このとき、自分の10本の指がしっかり地面についていないことがケガにつながったと実感し、それ以来、筋力トレーニングや足ツボなど、さまざまな方法で、足の指を鍛えて、浮き指対策を研究してきた。
「いいなと思うことはすべてやりましたが、すべての患者さんが簡単にできて効果が出る方法がなかなか見つかりませんでした」
そんなとき、裸足でデスクワークをしていた伊藤先生は、何げなく、足の指の表を床に押し付ける動作をしてみた。
「本当に偶然でした。くいくいっと床に指を押し付けると、指の筋肉だけでなく、足の甲や脛の筋肉までがのびて、気持ちいい。そこで研究を始め、本格的に『足の甲のばし』として完成させました」
「足の甲のばし」のやり方は次の通りだ。
【1】椅子に浅く座り、左足の指を床に立てて着ける。左足の甲を前方に向けて10秒間、ゆっくり押し出す。
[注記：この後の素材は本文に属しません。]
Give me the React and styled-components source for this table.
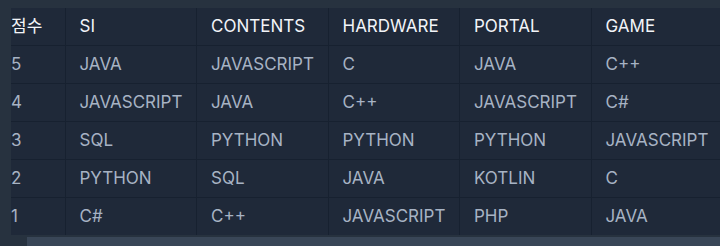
import React from 'react'
import styled, { createGlobalStyle } from 'styled-components'

const GlobalStyle = createGlobalStyle`
  html, body {
    margin: 0;
    padding: 0;
    background: #27323f;
    font-family: Inter, "Noto Sans CJK KR", sans-serif;
  }
`

const Page = styled.div`
  width: 720px;
  height: 246px;
  overflow: hidden;
  display: flex;
  flex-direction: column;
`

const Scroller = styled.div`
  margin: 8px 0 0 11px;
  overflow: hidden;
`

const Table = styled.table`
  border-collapse: collapse;
  table-layout: fixed;
  width: 711.5px;
  background: #1f2939;
  font-size: 17px;
  line-height: 21px;
`

const Cell = styled.td`
  box-sizing: border-box;
  width: ${(props) => (props.first ? '54px' : '131.5px')};
  padding: ${(props) => (props.first ? '8px 0' : '8px 14px')};
  text-align: left;
  white-space: nowrap;
  overflow: hidden;
  color: ${(props) => (props.head ? '#f2f4f8' : '#a7b3c4')};
  font-weight: 400;
  border-right: 1px solid #172130;
  border-bottom: 1px solid #172130;
  &:last-child {
    border-right: none;
  }
`

const Bar = styled.div`
  display: flex;
  margin-top: 2px;
  height: 9px;
`

const Track = styled.div`
  width: 27px;
  background: #27323f;
`

const Thumb = styled.div`
  flex: 1;
  background: #394657;
`

const head = ['점수', 'SI', 'CONTENTS', 'HARDWARE', 'PORTAL', 'GAME']

const rows = [
  ['5', 'JAVA', 'JAVASCRIPT', 'C', 'JAVA', 'C++'],
  ['4', 'JAVASCRIPT', 'JAVA', 'C++', 'JAVASCRIPT', 'C#'],
  ['3', 'SQL', 'PYTHON', 'PYTHON', 'PYTHON', 'JAVASCRIPT'],
  ['2', 'PYTHON', 'SQL', 'JAVA', 'KOTLIN', 'C'],
  ['1', 'C#', 'C++', 'JAVASCRIPT', 'PHP', 'JAVA'],
]

export default function App() {
  return (
    <Page>
      <GlobalStyle />
      <Scroller>
        <Table>
          <thead>
            <tr>
              {head.map((h, i) => (
                <Cell as="th" key={h} head first={i === 0}>
                  {h}
                </Cell>
              ))}
            </tr>
          </thead>
          <tbody>
            {rows.map((r) => (
              <tr key={r[0]}>
                {r.map((c, i) => (
                  <Cell key={i} first={i === 0}>
                    {c}
                  </Cell>
                ))}
              </tr>
            ))}
          </tbody>
        </Table>
      </Scroller>
      <Bar>
        <Track />
        <Thumb />
      </Bar>
    </Page>
  )
}
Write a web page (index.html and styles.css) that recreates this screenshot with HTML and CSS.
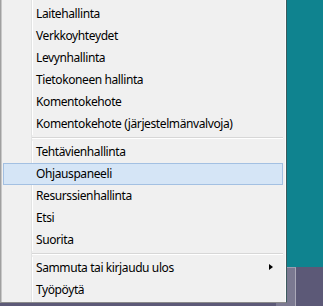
FILE: index.html
```html
<!DOCTYPE html>
<html lang="fi">
<head>
    <meta charset="UTF-8">
    <title>Win+X-valikko</title>
    <link rel="stylesheet" href="styles.css">
</head>
<body>

<div class="taskbar">
    <div class="task-button"></div>
</div>

<div class="menu">
    <div class="item">Laitehallinta</div>
    <div class="item">Verkkoyhteydet</div>
    <div class="item">Levynhallinta</div>
    <div class="item">Tietokoneen hallinta</div>
    <div class="item">Komentokehote</div>
    <div class="item">Komentokehote (järjestelmänvalvoja)</div>
    <div class="separator"></div>
    <div class="item">Tehtävienhallinta</div>
    <div class="item active">Ohjauspaneeli</div>
    <div class="item">Resurssienhallinta</div>
    <div class="item">Etsi</div>
    <div class="item">Suorita</div>
    <div class="separator"></div>
    <div class="item submenu">Sammuta tai kirjaudu ulos<span class="arrow"></span></div>
    <div class="item">Työpöytä</div>
</div>

</body>
</html>
```

FILE: styles.css
```css
body {
    margin: 0;
    width: 323px;
    height: 306px;
    overflow: hidden;
    background: #0f838f;
    font-family: 'Noto Sans', 'Segoe UI', sans-serif;
    font-size: 12px;
    letter-spacing: -0.4px;
    color: #000;
    position: relative;
}
.taskbar {
    position: absolute;
    left: 0;
    right: 0;
    bottom: 0;
    height: 39px;
    background: #5c5977;
}
.task-button {
    position: absolute;
    left: 276px;
    top: 0;
    width: 20px;
    height: 39px;
    background: #7b7991;
    border-right: 1px solid #aaa8b8;
    border-top: 1px solid #9e9cb0;
    box-sizing: border-box;
}
.menu {
    position: relative;
    width: 287px;
    height: 303px;
    box-sizing: border-box;
    padding: 3px 3px 0 2px;
    background: #f0f0f0 linear-gradient(to right, transparent 30px, #e2e3e3 30px, #e2e3e3 31px, #fff 31px, #fff 32px, transparent 32px);
    border-left: 1px solid #a0a0a0;
    border-right: 1px solid #3d5a5e;
    border-bottom: 1px solid #8a8a8a;
    box-shadow: inset -1px 0 0 #fbfbfb, inset 1px 0 0 #c8c8c8;
}
.item {
    height: 22px;
    line-height: 19px;
    padding-left: 32px;
    border: 1px solid transparent;
    box-sizing: border-box;
    white-space: nowrap;
    position: relative;
}
.item.active {
    background: #d5e5f6;
    border-color: #a3c0e2;
}
.separator {
    height: 6px;
    margin-left: 29px;
    background: linear-gradient(#f0f0f0 2px, #d7d7d7 2px, #d7d7d7 3px, #fff 3px, #fff 4px, #f0f0f0 4px);
}
.arrow {
    position: absolute;
    right: 9px;
    top: 6px;
    border-left: 4px solid #000;
    border-top: 3.5px solid transparent;
    border-bottom: 3.5px solid transparent;
}
```
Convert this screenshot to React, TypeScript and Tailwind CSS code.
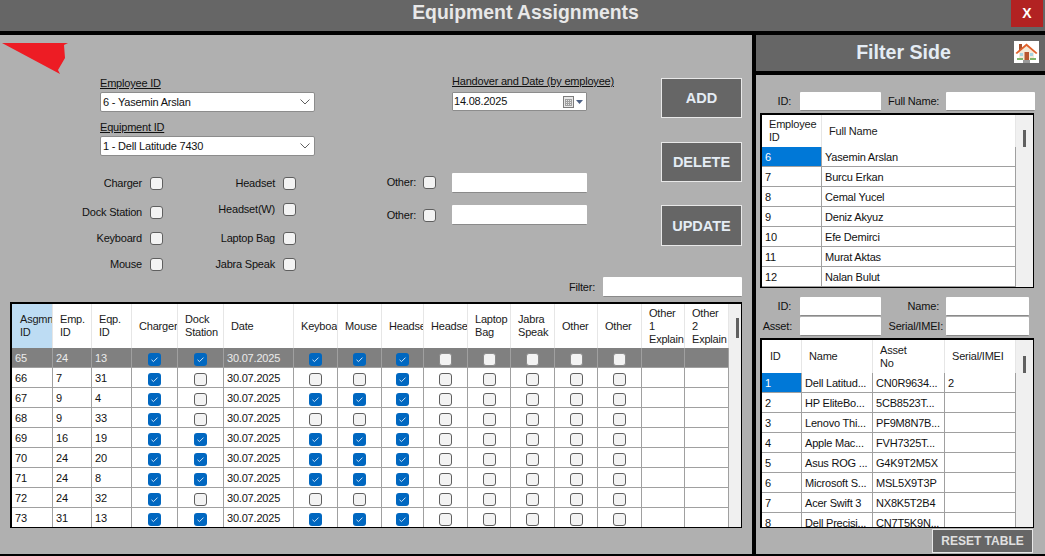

〈ポイント〉5本の指と足の甲全体、脛の前側がのびていることを感じればOK。
【2】ひざを少し外側に開き、左足の甲を小指側に倒すように10秒間、ゆっくり押し出す。
〈ポイント〉薬指、小指、足の甲の外側、脛の外側がのびていることを感じればOK。
【1】〜【2】を右足でも行う。